Task objective:
All the data should be repeated exactly. Any image in it is left out.

Material:
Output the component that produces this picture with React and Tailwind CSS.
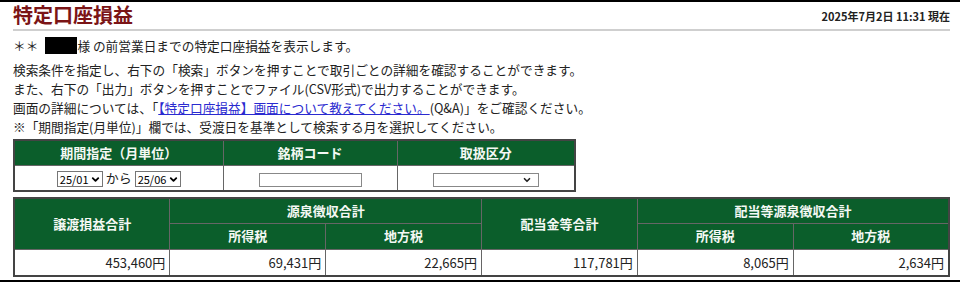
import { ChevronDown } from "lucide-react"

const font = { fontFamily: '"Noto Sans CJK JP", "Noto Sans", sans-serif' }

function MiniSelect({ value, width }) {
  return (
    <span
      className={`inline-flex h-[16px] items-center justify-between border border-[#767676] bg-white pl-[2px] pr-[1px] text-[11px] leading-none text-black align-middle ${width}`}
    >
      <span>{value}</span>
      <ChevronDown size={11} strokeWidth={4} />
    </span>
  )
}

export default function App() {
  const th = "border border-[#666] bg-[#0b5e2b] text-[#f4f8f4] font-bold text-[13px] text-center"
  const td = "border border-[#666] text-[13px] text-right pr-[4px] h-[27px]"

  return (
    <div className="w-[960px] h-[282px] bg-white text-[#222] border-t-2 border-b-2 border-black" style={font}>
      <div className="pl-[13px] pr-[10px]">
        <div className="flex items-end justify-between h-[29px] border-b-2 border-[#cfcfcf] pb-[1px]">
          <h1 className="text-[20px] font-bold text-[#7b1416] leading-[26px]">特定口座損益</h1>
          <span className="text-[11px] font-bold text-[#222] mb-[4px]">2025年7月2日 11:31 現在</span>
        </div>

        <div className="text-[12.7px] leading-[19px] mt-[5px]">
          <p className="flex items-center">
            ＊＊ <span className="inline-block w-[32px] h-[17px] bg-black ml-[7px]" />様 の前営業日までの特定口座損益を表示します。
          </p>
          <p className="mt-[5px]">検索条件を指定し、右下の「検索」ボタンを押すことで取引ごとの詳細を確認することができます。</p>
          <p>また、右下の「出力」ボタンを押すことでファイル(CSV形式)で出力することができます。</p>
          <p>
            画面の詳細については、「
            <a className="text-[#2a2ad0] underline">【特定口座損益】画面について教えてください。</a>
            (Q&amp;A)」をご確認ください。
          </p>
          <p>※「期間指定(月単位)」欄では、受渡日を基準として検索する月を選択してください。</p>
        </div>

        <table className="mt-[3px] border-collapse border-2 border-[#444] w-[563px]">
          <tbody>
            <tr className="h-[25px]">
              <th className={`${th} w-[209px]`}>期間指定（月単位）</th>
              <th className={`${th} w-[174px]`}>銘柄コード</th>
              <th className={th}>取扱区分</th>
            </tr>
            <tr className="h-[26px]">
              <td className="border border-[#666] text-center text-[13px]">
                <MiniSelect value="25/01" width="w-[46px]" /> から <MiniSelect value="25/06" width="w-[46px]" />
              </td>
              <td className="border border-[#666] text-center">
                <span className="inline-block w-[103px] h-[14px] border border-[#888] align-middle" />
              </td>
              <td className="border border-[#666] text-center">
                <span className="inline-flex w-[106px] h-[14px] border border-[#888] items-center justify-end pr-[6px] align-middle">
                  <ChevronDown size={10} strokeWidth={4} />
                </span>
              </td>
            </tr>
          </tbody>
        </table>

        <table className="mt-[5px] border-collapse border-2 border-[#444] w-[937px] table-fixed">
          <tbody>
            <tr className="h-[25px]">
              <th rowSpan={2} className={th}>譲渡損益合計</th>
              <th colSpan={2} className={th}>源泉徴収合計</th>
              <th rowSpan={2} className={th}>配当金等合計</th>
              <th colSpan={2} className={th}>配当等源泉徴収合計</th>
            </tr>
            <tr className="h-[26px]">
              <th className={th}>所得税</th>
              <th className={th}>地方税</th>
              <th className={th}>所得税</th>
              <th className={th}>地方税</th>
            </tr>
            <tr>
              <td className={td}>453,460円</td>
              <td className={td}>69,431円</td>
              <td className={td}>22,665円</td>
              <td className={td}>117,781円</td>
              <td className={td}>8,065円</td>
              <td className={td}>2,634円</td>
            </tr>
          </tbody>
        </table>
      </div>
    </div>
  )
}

Answer to the task:
Output the component that produces this picture with React and Tailwind CSS.
import { ChevronDown } from "lucide-react"

const font = { fontFamily: '"Noto Sans CJK JP", "Noto Sans", sans-serif' }

function MiniSelect({ value, width }) {
  return (
    <span
      className={`inline-flex h-[16px] items-center justify-between border border-[#767676] bg-white pl-[2px] pr-[1px] text-[11px] leading-none text-black align-middle ${width}`}
    >
      <span>{value}</span>
      <ChevronDown size={11} strokeWidth={4} />
    </span>
  )
}

export default function App() {
  const th = "border border-[#666] bg-[#0b5e2b] text-[#f4f8f4] font-bold text-[13px] text-center"
  const td = "border border-[#666] text-[13px] text-right pr-[4px] h-[27px]"

  return (
    <div className="w-[960px] h-[282px] bg-white text-[#222] border-t-2 border-b-2 border-black" style={font}>
      <div className="pl-[13px] pr-[10px]">
        <div className="flex items-end justify-between h-[29px] border-b-2 border-[#cfcfcf] pb-[1px]">
          <h1 className="text-[20px] font-bold text-[#7b1416] leading-[26px]">特定口座損益</h1>
          <span className="text-[11px] font-bold text-[#222] mb-[4px]">2025年7月2日 11:31 現在</span>
        </div>

        <div className="text-[12.7px] leading-[19px] mt-[5px]">
          <p className="flex items-center">
            ＊＊ <span className="inline-block w-[32px] h-[17px] bg-black ml-[7px]" />様 の前営業日までの特定口座損益を表示します。
          </p>
          <p className="mt-[5px]">検索条件を指定し、右下の「検索」ボタンを押すことで取引ごとの詳細を確認することができます。</p>
          <p>また、右下の「出力」ボタンを押すことでファイル(CSV形式)で出力することができます。</p>
          <p>
            画面の詳細については、「
            <a className="text-[#2a2ad0] underline">【特定口座損益】画面について教えてください。</a>
            (Q&amp;A)」をご確認ください。
          </p>
          <p>※「期間指定(月単位)」欄では、受渡日を基準として検索する月を選択してください。</p>
        </div>

        <table className="mt-[3px] border-collapse border-2 border-[#444] w-[563px]">
          <tbody>
            <tr className="h-[25px]">
              <th className={`${th} w-[209px]`}>期間指定（月単位）</th>
              <th className={`${th} w-[174px]`}>銘柄コード</th>
              <th className={th}>取扱区分</th>
            </tr>
            <tr className="h-[26px]">
              <td className="border border-[#666] text-center text-[13px]">
                <MiniSelect value="25/01" width="w-[46px]" /> から <MiniSelect value="25/06" width="w-[46px]" />
              </td>
              <td className="border border-[#666] text-center">
                <span className="inline-block w-[103px] h-[14px] border border-[#888] align-middle" />
              </td>
              <td className="border border-[#666] text-center">
                <span className="inline-flex w-[106px] h-[14px] border border-[#888] items-center justify-end pr-[6px] align-middle">
                  <ChevronDown size={10} strokeWidth={4} />
                </span>
              </td>
            </tr>
          </tbody>
        </table>

        <table className="mt-[5px] border-collapse border-2 border-[#444] w-[937px] table-fixed">
          <tbody>
            <tr className="h-[25px]">
              <th rowSpan={2} className={th}>譲渡損益合計</th>
              <th colSpan={2} className={th}>源泉徴収合計</th>
              <th rowSpan={2} className={th}>配当金等合計</th>
              <th colSpan={2} className={th}>配当等源泉徴収合計</th>
            </tr>
            <tr className="h-[26px]">
              <th className={th}>所得税</th>
              <th className={th}>地方税</th>
              <th className={th}>所得税</th>
              <th className={th}>地方税</th>
            </tr>
            <tr>
              <td className={td}>453,460円</td>
              <td className={td}>69,431円</td>
              <td className={td}>22,665円</td>
              <td className={td}>117,781円</td>
              <td className={td}>8,065円</td>
              <td className={td}>2,634円</td>
            </tr>
          </tbody>
        </table>
      </div>
    </div>
  )
}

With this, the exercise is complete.